§ **INPUT FOR THIS TASK**
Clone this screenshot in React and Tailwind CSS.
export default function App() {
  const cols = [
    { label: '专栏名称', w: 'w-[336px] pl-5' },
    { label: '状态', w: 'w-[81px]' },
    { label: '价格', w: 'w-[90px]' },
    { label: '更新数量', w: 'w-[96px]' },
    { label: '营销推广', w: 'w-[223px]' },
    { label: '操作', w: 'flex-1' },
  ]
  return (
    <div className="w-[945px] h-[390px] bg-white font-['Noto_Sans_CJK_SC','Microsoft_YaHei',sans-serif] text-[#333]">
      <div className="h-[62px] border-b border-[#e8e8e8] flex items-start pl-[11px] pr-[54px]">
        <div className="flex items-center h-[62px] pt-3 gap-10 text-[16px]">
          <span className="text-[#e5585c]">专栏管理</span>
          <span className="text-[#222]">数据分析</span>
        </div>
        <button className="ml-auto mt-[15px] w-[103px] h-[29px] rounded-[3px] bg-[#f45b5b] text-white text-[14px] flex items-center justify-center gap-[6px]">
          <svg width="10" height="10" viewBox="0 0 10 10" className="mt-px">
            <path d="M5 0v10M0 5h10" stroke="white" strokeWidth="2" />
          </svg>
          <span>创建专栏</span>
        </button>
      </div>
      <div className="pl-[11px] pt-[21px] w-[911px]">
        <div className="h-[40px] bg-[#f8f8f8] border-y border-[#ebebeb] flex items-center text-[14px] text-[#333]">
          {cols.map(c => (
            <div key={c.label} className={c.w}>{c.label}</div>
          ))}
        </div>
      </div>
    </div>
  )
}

* * *

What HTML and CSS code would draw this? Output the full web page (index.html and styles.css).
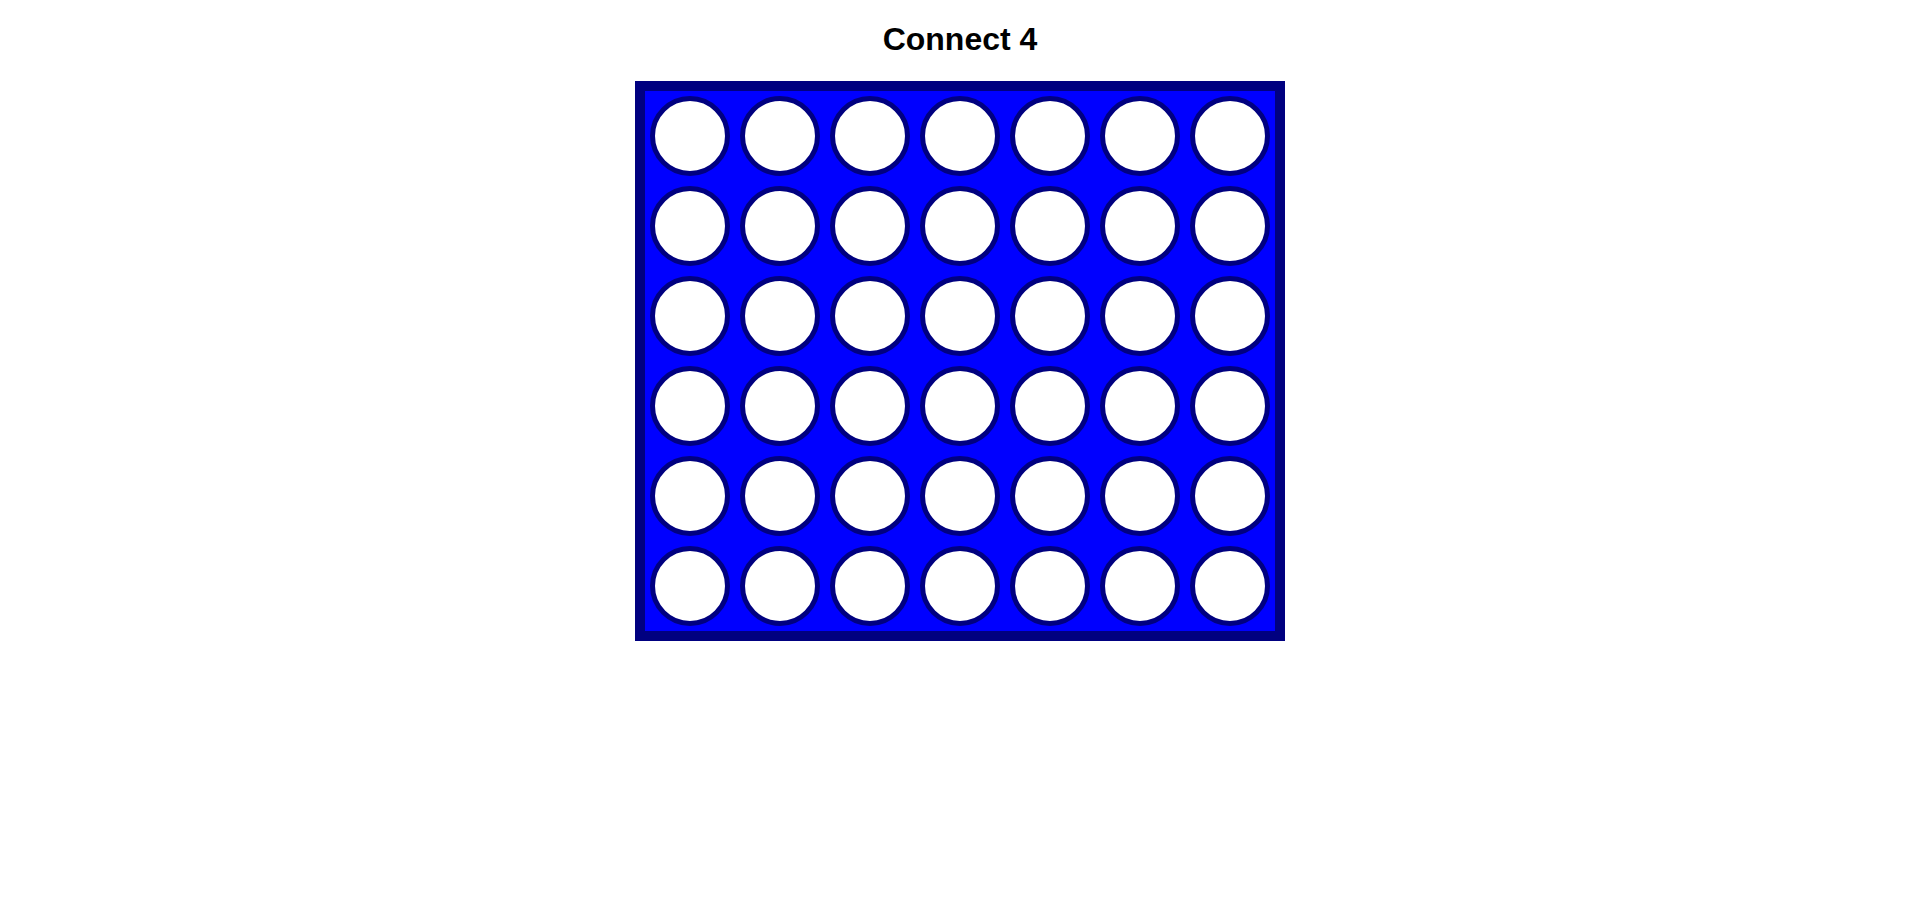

---

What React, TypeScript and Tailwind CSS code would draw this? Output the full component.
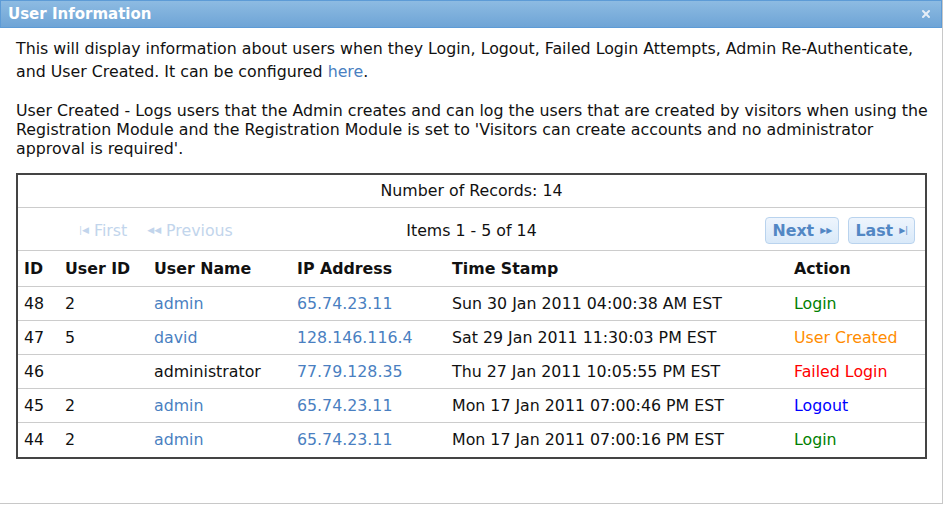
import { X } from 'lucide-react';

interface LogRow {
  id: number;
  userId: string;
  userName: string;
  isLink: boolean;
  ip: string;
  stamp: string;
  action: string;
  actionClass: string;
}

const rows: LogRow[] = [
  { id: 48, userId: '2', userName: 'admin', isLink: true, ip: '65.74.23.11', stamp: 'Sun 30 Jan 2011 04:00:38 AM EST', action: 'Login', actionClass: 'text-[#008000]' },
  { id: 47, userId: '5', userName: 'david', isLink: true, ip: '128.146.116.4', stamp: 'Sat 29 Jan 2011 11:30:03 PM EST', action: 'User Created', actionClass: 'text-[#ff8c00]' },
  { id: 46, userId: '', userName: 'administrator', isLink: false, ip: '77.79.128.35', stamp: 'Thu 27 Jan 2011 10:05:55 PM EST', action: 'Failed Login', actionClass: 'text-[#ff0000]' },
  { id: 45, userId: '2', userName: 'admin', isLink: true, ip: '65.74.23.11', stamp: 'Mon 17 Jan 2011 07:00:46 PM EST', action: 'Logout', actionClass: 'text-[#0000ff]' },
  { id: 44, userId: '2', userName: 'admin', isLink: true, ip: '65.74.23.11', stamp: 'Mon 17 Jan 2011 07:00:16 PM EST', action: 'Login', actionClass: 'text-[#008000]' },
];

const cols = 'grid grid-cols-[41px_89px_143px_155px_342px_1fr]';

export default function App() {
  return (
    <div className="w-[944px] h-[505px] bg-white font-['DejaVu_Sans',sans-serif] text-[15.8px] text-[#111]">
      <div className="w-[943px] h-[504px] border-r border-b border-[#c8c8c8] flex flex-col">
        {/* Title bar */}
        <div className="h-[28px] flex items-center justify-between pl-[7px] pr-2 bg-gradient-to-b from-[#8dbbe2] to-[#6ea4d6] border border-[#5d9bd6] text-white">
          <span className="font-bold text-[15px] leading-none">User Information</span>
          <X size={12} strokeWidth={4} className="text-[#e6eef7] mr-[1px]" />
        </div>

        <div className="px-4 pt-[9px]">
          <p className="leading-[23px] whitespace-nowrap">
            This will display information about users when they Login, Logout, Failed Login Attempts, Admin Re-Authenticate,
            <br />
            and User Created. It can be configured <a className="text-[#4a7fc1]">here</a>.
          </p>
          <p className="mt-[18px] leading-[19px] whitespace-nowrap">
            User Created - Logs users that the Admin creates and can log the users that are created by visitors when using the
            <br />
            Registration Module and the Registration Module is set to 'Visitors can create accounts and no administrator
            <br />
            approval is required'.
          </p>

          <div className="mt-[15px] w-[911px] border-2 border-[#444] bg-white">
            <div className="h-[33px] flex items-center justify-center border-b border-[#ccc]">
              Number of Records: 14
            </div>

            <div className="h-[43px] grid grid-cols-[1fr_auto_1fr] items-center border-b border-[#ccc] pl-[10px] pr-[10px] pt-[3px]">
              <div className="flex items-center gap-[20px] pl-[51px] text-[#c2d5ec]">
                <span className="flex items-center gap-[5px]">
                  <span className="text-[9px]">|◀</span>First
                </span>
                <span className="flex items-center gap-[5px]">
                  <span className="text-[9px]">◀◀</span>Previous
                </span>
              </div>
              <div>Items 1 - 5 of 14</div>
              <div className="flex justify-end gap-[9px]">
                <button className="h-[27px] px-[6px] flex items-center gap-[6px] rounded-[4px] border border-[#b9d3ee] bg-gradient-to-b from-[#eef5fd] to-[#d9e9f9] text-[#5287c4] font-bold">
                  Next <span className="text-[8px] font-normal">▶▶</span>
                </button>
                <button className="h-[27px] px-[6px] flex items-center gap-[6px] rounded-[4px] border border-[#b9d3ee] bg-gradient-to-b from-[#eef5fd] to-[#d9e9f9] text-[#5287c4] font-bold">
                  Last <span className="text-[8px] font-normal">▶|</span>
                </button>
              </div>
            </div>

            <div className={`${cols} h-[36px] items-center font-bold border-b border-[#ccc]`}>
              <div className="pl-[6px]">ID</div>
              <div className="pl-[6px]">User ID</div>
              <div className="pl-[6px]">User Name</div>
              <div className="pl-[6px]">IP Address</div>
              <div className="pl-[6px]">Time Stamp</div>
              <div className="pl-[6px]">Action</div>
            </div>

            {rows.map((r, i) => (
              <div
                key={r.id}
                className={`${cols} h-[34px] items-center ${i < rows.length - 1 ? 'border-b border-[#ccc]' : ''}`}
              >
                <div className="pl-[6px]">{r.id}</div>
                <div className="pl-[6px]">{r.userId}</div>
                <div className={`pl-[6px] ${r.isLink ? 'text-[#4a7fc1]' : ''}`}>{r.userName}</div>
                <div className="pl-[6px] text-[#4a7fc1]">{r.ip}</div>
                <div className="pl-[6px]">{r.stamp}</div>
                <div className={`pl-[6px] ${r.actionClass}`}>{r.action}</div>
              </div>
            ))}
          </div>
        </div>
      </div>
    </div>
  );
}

§ **TASK REQUIREMENTS**
Output exactly the lines from the one containing "What React, TypeScript" through the one containing "const cols = 'grid", both included, and nothing else; leave out any pictures.

§ **EXPECTED OUTPUT**
What React, TypeScript and Tailwind CSS code would draw this? Output the full component.
import { X } from 'lucide-react';

interface LogRow {
  id: number;
  userId: string;
  userName: string;
  isLink: boolean;
  ip: string;
  stamp: string;
  action: string;
  actionClass: string;
}

const rows: LogRow[] = [
  { id: 48, userId: '2', userName: 'admin', isLink: true, ip: '65.74.23.11', stamp: 'Sun 30 Jan 2011 04:00:38 AM EST', action: 'Login', actionClass: 'text-[#008000]' },
  { id: 47, userId: '5', userName: 'david', isLink: true, ip: '128.146.116.4', stamp: 'Sat 29 Jan 2011 11:30:03 PM EST', action: 'User Created', actionClass: 'text-[#ff8c00]' },
  { id: 46, userId: '', userName: 'administrator', isLink: false, ip: '77.79.128.35', stamp: 'Thu 27 Jan 2011 10:05:55 PM EST', action: 'Failed Login', actionClass: 'text-[#ff0000]' },
  { id: 45, userId: '2', userName: 'admin', isLink: true, ip: '65.74.23.11', stamp: 'Mon 17 Jan 2011 07:00:46 PM EST', action: 'Logout', actionClass: 'text-[#0000ff]' },
  { id: 44, userId: '2', userName: 'admin', isLink: true, ip: '65.74.23.11', stamp: 'Mon 17 Jan 2011 07:00:16 PM EST', action: 'Login', actionClass: 'text-[#008000]' },
];

const cols = 'grid grid-cols-[41px_89px_143px_155px_342px_1fr]';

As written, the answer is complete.